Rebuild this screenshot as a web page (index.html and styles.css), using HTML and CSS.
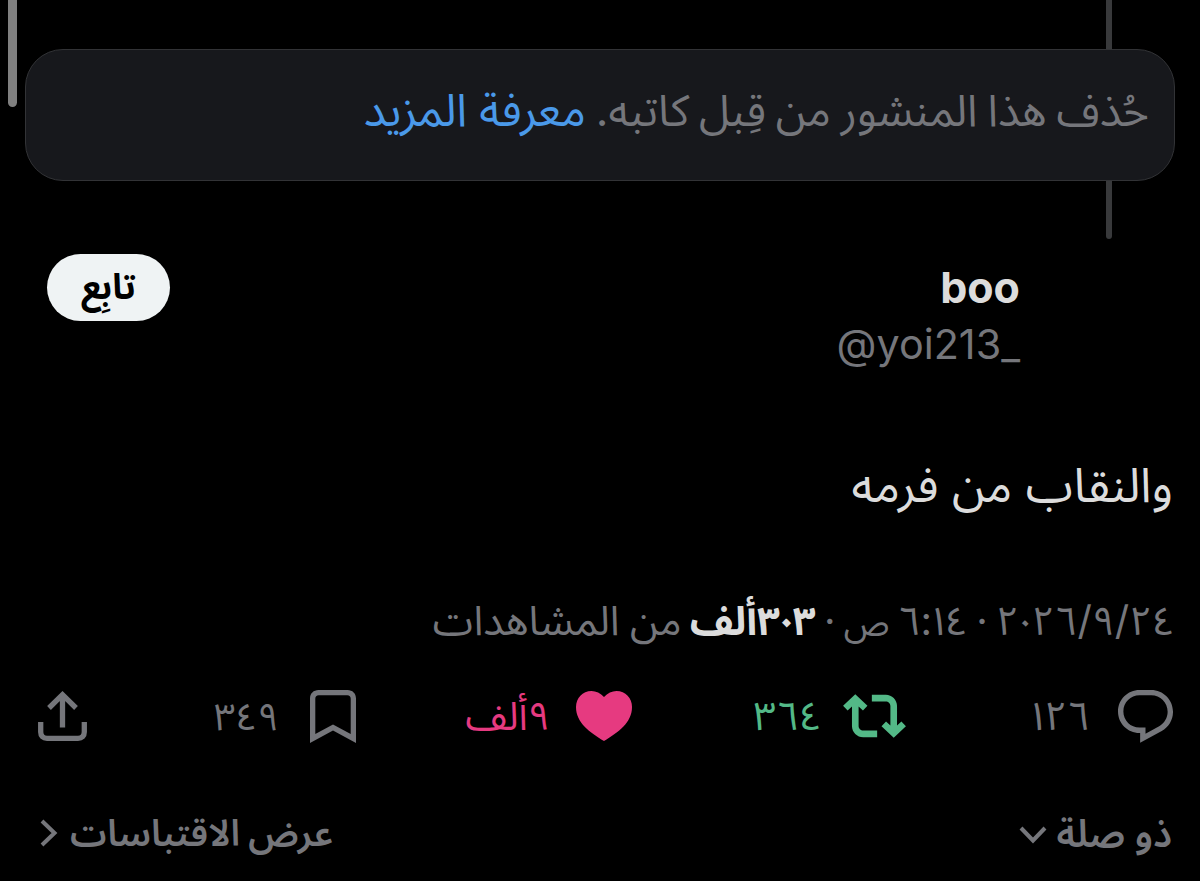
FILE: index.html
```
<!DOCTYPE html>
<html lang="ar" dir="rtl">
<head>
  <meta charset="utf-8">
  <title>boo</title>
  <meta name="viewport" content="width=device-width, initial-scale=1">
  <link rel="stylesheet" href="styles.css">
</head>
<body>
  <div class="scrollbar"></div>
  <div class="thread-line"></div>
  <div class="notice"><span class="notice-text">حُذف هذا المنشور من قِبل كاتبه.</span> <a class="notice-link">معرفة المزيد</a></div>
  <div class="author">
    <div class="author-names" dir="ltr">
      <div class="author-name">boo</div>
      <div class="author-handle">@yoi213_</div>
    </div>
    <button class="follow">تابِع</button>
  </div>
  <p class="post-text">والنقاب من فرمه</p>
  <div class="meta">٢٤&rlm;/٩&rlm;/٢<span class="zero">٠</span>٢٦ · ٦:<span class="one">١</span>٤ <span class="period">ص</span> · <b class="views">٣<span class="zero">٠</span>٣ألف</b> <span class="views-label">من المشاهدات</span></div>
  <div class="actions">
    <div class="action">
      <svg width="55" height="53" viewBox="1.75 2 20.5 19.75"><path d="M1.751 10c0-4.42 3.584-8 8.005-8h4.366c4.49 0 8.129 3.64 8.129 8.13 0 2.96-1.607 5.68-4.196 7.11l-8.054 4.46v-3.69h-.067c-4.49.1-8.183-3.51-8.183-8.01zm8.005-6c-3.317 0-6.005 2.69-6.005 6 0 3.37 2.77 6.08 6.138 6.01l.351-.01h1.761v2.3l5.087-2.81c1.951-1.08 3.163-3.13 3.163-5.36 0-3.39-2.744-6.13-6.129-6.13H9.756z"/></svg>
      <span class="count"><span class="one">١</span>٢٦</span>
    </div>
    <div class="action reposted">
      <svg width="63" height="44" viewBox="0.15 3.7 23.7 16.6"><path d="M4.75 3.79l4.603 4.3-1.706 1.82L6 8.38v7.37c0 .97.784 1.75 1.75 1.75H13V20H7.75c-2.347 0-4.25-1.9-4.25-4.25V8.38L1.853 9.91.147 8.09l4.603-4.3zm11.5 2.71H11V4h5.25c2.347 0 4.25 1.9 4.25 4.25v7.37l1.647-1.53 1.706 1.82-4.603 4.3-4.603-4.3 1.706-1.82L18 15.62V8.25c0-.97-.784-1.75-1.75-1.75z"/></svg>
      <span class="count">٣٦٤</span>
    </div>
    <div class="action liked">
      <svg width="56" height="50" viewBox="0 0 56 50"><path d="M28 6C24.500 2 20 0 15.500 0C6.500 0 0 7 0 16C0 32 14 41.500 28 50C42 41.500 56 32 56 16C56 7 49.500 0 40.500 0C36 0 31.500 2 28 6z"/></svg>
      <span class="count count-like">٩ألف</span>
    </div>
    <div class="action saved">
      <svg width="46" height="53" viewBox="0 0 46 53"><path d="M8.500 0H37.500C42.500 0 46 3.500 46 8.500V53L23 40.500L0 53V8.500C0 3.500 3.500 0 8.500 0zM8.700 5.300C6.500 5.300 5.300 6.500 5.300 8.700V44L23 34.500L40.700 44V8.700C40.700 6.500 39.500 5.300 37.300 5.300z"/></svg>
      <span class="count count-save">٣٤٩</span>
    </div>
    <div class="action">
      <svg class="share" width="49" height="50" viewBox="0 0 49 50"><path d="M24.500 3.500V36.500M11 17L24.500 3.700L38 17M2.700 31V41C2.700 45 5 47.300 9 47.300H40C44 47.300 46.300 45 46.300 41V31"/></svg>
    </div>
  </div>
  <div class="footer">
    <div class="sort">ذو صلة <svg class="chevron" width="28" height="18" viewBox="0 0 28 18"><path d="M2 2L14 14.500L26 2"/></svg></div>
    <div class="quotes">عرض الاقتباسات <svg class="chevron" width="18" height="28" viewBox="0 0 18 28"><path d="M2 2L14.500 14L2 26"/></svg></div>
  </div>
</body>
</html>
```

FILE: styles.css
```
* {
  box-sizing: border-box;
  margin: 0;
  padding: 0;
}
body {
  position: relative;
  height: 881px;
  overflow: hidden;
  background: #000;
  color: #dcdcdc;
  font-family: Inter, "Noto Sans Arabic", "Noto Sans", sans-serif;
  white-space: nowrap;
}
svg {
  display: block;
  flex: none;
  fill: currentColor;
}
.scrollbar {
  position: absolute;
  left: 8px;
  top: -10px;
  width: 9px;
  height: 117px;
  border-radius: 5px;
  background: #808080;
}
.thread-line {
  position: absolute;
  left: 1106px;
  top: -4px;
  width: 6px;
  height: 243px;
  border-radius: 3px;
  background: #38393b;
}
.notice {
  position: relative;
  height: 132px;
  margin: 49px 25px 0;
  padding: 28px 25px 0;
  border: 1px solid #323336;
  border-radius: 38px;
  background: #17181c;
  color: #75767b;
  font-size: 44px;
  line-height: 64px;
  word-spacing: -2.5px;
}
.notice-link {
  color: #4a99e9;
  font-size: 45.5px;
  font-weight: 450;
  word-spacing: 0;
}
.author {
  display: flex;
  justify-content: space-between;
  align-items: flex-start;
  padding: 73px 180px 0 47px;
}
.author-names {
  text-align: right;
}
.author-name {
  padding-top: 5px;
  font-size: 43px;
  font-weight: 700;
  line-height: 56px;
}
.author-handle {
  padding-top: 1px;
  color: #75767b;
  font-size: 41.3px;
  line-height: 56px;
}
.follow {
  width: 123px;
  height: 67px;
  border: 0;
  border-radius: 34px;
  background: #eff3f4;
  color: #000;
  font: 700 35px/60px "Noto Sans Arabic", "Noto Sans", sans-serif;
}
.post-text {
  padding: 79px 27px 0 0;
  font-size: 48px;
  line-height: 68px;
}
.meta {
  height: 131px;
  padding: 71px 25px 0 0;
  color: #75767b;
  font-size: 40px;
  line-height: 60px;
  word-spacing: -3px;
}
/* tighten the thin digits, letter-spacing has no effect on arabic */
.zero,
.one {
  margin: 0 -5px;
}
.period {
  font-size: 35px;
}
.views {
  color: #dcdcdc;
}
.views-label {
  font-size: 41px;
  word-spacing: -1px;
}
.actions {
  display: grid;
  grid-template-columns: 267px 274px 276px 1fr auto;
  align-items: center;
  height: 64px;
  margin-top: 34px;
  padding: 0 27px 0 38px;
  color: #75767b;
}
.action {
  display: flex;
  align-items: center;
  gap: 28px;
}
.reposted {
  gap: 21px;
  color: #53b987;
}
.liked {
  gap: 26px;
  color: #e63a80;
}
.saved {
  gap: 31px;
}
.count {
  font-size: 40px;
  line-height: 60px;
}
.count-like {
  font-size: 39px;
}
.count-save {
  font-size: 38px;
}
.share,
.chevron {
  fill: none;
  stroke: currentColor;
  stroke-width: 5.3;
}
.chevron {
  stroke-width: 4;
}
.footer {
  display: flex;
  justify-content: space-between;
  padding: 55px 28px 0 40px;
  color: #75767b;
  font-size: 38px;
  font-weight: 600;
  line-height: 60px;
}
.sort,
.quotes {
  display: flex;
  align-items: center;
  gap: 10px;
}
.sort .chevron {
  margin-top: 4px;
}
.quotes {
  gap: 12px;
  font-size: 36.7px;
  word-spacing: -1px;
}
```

☆ ☆ ☆ ☆ ☆

Task description. Repeat the full listing above exactly, with no pictures in the copy.

Solution to this exercise.
Rebuild this screenshot as a web page (index.html and styles.css), using HTML and CSS.
FILE: index.html
```
<!DOCTYPE html>
<html lang="ar" dir="rtl">
<head>
  <meta charset="utf-8">
  <title>boo</title>
  <meta name="viewport" content="width=device-width, initial-scale=1">
  <link rel="stylesheet" href="styles.css">
</head>
<body>
  <div class="scrollbar"></div>
  <div class="thread-line"></div>
  <div class="notice"><span class="notice-text">حُذف هذا المنشور من قِبل كاتبه.</span> <a class="notice-link">معرفة المزيد</a></div>
  <div class="author">
    <div class="author-names" dir="ltr">
      <div class="author-name">boo</div>
      <div class="author-handle">@yoi213_</div>
    </div>
    <button class="follow">تابِع</button>
  </div>
  <p class="post-text">والنقاب من فرمه</p>
  <div class="meta">٢٤&rlm;/٩&rlm;/٢<span class="zero">٠</span>٢٦ · ٦:<span class="one">١</span>٤ <span class="period">ص</span> · <b class="views">٣<span class="zero">٠</span>٣ألف</b> <span class="views-label">من المشاهدات</span></div>
  <div class="actions">
    <div class="action">
      <svg width="55" height="53" viewBox="1.75 2 20.5 19.75"><path d="M1.751 10c0-4.42 3.584-8 8.005-8h4.366c4.49 0 8.129 3.64 8.129 8.13 0 2.96-1.607 5.68-4.196 7.11l-8.054 4.46v-3.69h-.067c-4.49.1-8.183-3.51-8.183-8.01zm8.005-6c-3.317 0-6.005 2.69-6.005 6 0 3.37 2.77 6.08 6.138 6.01l.351-.01h1.761v2.3l5.087-2.81c1.951-1.08 3.163-3.13 3.163-5.36 0-3.39-2.744-6.13-6.129-6.13H9.756z"/></svg>
      <span class="count"><span class="one">١</span>٢٦</span>
    </div>
    <div class="action reposted">
      <svg width="63" height="44" viewBox="0.15 3.7 23.7 16.6"><path d="M4.75 3.79l4.603 4.3-1.706 1.82L6 8.38v7.37c0 .97.784 1.75 1.75 1.75H13V20H7.75c-2.347 0-4.25-1.9-4.25-4.25V8.38L1.853 9.91.147 8.09l4.603-4.3zm11.5 2.71H11V4h5.25c2.347 0 4.25 1.9 4.25 4.25v7.37l1.647-1.53 1.706 1.82-4.603 4.3-4.603-4.3 1.706-1.82L18 15.62V8.25c0-.97-.784-1.75-1.75-1.75z"/></svg>
      <span class="count">٣٦٤</span>
    </div>
    <div class="action liked">
      <svg width="56" height="50" viewBox="0 0 56 50"><path d="M28 6C24.500 2 20 0 15.500 0C6.500 0 0 7 0 16C0 32 14 41.500 28 50C42 41.500 56 32 56 16C56 7 49.500 0 40.500 0C36 0 31.500 2 28 6z"/></svg>
      <span class="count count-like">٩ألف</span>
    </div>
    <div class="action saved">
      <svg width="46" height="53" viewBox="0 0 46 53"><path d="M8.500 0H37.500C42.500 0 46 3.500 46 8.500V53L23 40.500L0 53V8.500C0 3.500 3.500 0 8.500 0zM8.700 5.300C6.500 5.300 5.300 6.500 5.300 8.700V44L23 34.500L40.700 44V8.700C40.700 6.500 39.500 5.300 37.300 5.300z"/></svg>
      <span class="count count-save">٣٤٩</span>
    </div>
    <div class="action">
      <svg class="share" width="49" height="50" viewBox="0 0 49 50"><path d="M24.500 3.500V36.500M11 17L24.500 3.700L38 17M2.700 31V41C2.700 45 5 47.300 9 47.300H40C44 47.300 46.300 45 46.300 41V31"/></svg>
    </div>
  </div>
  <div class="footer">
    <div class="sort">ذو صلة <svg class="chevron" width="28" height="18" viewBox="0 0 28 18"><path d="M2 2L14 14.500L26 2"/></svg></div>
    <div class="quotes">عرض الاقتباسات <svg class="chevron" width="18" height="28" viewBox="0 0 18 28"><path d="M2 2L14.500 14L2 26"/></svg></div>
  </div>
</body>
</html>
```

FILE: styles.css
```
* {
  box-sizing: border-box;
  margin: 0;
  padding: 0;
}
body {
  position: relative;
  height: 881px;
  overflow: hidden;
  background: #000;
  color: #dcdcdc;
  font-family: Inter, "Noto Sans Arabic", "Noto Sans", sans-serif;
  white-space: nowrap;
}
svg {
  display: block;
  flex: none;
  fill: currentColor;
}
.scrollbar {
  position: absolute;
  left: 8px;
  top: -10px;
  width: 9px;
  height: 117px;
  border-radius: 5px;
  background: #808080;
}
.thread-line {
  position: absolute;
  left: 1106px;
  top: -4px;
  width: 6px;
  height: 243px;
  border-radius: 3px;
  background: #38393b;
}
.notice {
  position: relative;
  height: 132px;
  margin: 49px 25px 0;
  padding: 28px 25px 0;
  border: 1px solid #323336;
  border-radius: 38px;
  background: #17181c;
  color: #75767b;
  font-size: 44px;
  line-height: 64px;
  word-spacing: -2.5px;
}
.notice-link {
  color: #4a99e9;
  font-size: 45.5px;
  font-weight: 450;
  word-spacing: 0;
}
.author {
  display: flex;
  justify-content: space-between;
  align-items: flex-start;
  padding: 73px 180px 0 47px;
}
.author-names {
  text-align: right;
}
.author-name {
  padding-top: 5px;
  font-size: 43px;
  font-weight: 700;
  line-height: 56px;
}
.author-handle {
  padding-top: 1px;
  color: #75767b;
  font-size: 41.3px;
  line-height: 56px;
}
.follow {
  width: 123px;
  height: 67px;
  border: 0;
  border-radius: 34px;
  background: #eff3f4;
  color: #000;
  font: 700 35px/60px "Noto Sans Arabic", "Noto Sans", sans-serif;
}
.post-text {
  padding: 79px 27px 0 0;
  font-size: 48px;
  line-height: 68px;
}
.meta {
  height: 131px;
  padding: 71px 25px 0 0;
  color: #75767b;
  font-size: 40px;
  line-height: 60px;
  word-spacing: -3px;
}
/* tighten the thin digits, letter-spacing has no effect on arabic */
.zero,
.one {
  margin: 0 -5px;
}
.period {
  font-size: 35px;
}
.views {
  color: #dcdcdc;
}
.views-label {
  font-size: 41px;
  word-spacing: -1px;
}
.actions {
  display: grid;
  grid-template-columns: 267px 274px 276px 1fr auto;
  align-items: center;
  height: 64px;
  margin-top: 34px;
  padding: 0 27px 0 38px;
  color: #75767b;
}
.action {
  display: flex;
  align-items: center;
  gap: 28px;
}
.reposted {
  gap: 21px;
  color: #53b987;
}
.liked {
  gap: 26px;
  color: #e63a80;
}
.saved {
  gap: 31px;
}
.count {
  font-size: 40px;
  line-height: 60px;
}
.count-like {
  font-size: 39px;
}
.count-save {
  font-size: 38px;
}
.share,
.chevron {
  fill: none;
  stroke: currentColor;
  stroke-width: 5.3;
}
.chevron {
  stroke-width: 4;
}
.footer {
  display: flex;
  justify-content: space-between;
  padding: 55px 28px 0 40px;
  color: #75767b;
  font-size: 38px;
  font-weight: 600;
  line-height: 60px;
}
.sort,
.quotes {
  display: flex;
  align-items: center;
  gap: 10px;
}
.sort .chevron {
  margin-top: 4px;
}
.quotes {
  gap: 12px;
  font-size: 36.7px;
  word-spacing: -1px;
}
```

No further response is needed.